*Task description*.
Quote every line of the data below as it stands, omitting pictures.

*Information supplied*.
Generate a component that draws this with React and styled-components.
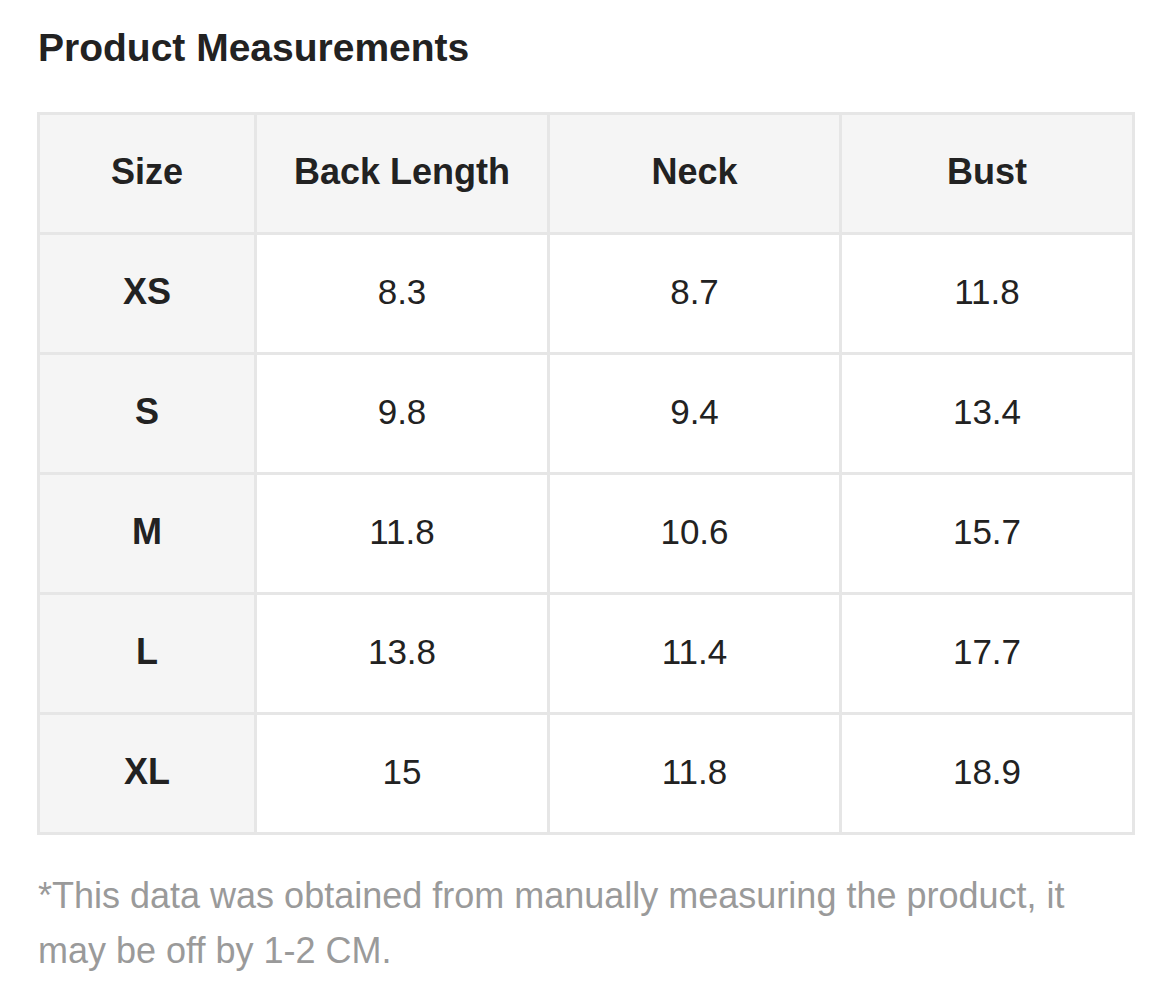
import React from "react";
import styled, { createGlobalStyle } from "styled-components";

const Global = createGlobalStyle`
  html, body { margin: 0; padding: 0; background: #fff; }
  body { font-family: "Liberation Sans", Arial, Helvetica, sans-serif; color: #222; }
`;

const Page = styled.div`
  padding: 26px 37px 0 37px;
`;

const Title = styled.h2`
  margin: 0 0 0 1px;
  font-family: "Liberation Sans", Arial, sans-serif;
  font-size: 39px;
  line-height: 44px;
  font-weight: 700;
  color: #222;
`;

const Table = styled.table`
  margin-top: 42px;
  width: 1096px;
  border-collapse: collapse;
  table-layout: fixed;
`;

const Cell = styled.td`
  border: 3px solid #e6e6e6;
  height: 113px;
  padding: 0 0 4px 0;
  text-align: center;
  vertical-align: middle;
  font-family: "Liberation Sans", Arial, sans-serif;
  font-size: ${(p) => (p.$head ? "36px" : "35px")};
  font-weight: ${(p) => (p.$head ? 700 : 400)};
  background: ${(p) => (p.$head ? "#f5f5f5" : "#fff")};
  color: #222;
`;

const Note = styled.p`
  margin: 33px 0 0 1px;
  font-family: "Liberation Sans", Arial, sans-serif;
  font-size: 36px;
  line-height: 55px;
  color: #9a9a9a;
  width: 1060px;
`;

const headers = ["Size", "Back Length", "Neck", "Bust"];
const rows = [
  ["XS", "8.3", "8.7", "11.8"],
  ["S", "9.8", "9.4", "13.4"],
  ["M", "11.8", "10.6", "15.7"],
  ["L", "13.8", "11.4", "17.7"],
  ["XL", "15", "11.8", "18.9"],
];
const widths = [217, 293, 292, 293];

export default function App() {
  return (
    <Page>
      <Global />
      <Title>Product Measurements</Title>
      <Table>
        <colgroup>
          {widths.map((w, i) => (
            <col key={i} style={{ width: w }} />
          ))}
        </colgroup>
        <thead>
          <tr>
            {headers.map((h) => (
              <Cell as="th" key={h} $head>
                {h}
              </Cell>
            ))}
          </tr>
        </thead>
        <tbody>
          {rows.map((r) => (
            <tr key={r[0]}>
              {r.map((v, i) => (
                <Cell key={i} $head={i === 0}>
                  {v}
                </Cell>
              ))}
            </tr>
          ))}
        </tbody>
      </Table>
      <Note>
        *This data was obtained from manually measuring the product, it may be off by 1-2 CM.
      </Note>
    </Page>
  );
}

*Written response*.
Generate a component that draws this with React and styled-components.
import React from "react";
import styled, { createGlobalStyle } from "styled-components";

const Global = createGlobalStyle`
  html, body { margin: 0; padding: 0; background: #fff; }
  body { font-family: "Liberation Sans", Arial, Helvetica, sans-serif; color: #222; }
`;

const Page = styled.div`
  padding: 26px 37px 0 37px;
`;

const Title = styled.h2`
  margin: 0 0 0 1px;
  font-family: "Liberation Sans", Arial, sans-serif;
  font-size: 39px;
  line-height: 44px;
  font-weight: 700;
  color: #222;
`;

const Table = styled.table`
  margin-top: 42px;
  width: 1096px;
  border-collapse: collapse;
  table-layout: fixed;
`;

const Cell = styled.td`
  border: 3px solid #e6e6e6;
  height: 113px;
  padding: 0 0 4px 0;
  text-align: center;
  vertical-align: middle;
  font-family: "Liberation Sans", Arial, sans-serif;
  font-size: ${(p) => (p.$head ? "36px" : "35px")};
  font-weight: ${(p) => (p.$head ? 700 : 400)};
  background: ${(p) => (p.$head ? "#f5f5f5" : "#fff")};
  color: #222;
`;

const Note = styled.p`
  margin: 33px 0 0 1px;
  font-family: "Liberation Sans", Arial, sans-serif;
  font-size: 36px;
  line-height: 55px;
  color: #9a9a9a;
  width: 1060px;
`;

const headers = ["Size", "Back Length", "Neck", "Bust"];
const rows = [
  ["XS", "8.3", "8.7", "11.8"],
  ["S", "9.8", "9.4", "13.4"],
  ["M", "11.8", "10.6", "15.7"],
  ["L", "13.8", "11.4", "17.7"],
  ["XL", "15", "11.8", "18.9"],
];
const widths = [217, 293, 292, 293];

export default function App() {
  return (
    <Page>
      <Global />
      <Title>Product Measurements</Title>
      <Table>
        <colgroup>
          {widths.map((w, i) => (
            <col key={i} style={{ width: w }} />
          ))}
        </colgroup>
        <thead>
          <tr>
            {headers.map((h) => (
              <Cell as="th" key={h} $head>
                {h}
              </Cell>
            ))}
          </tr>
        </thead>
        <tbody>
          {rows.map((r) => (
            <tr key={r[0]}>
              {r.map((v, i) => (
                <Cell key={i} $head={i === 0}>
                  {v}
                </Cell>
              ))}
            </tr>
          ))}
        </tbody>
      </Table>
      <Note>
        *This data was obtained from manually measuring the product, it may be off by 1-2 CM.
      </Note>
    </Page>
  );
}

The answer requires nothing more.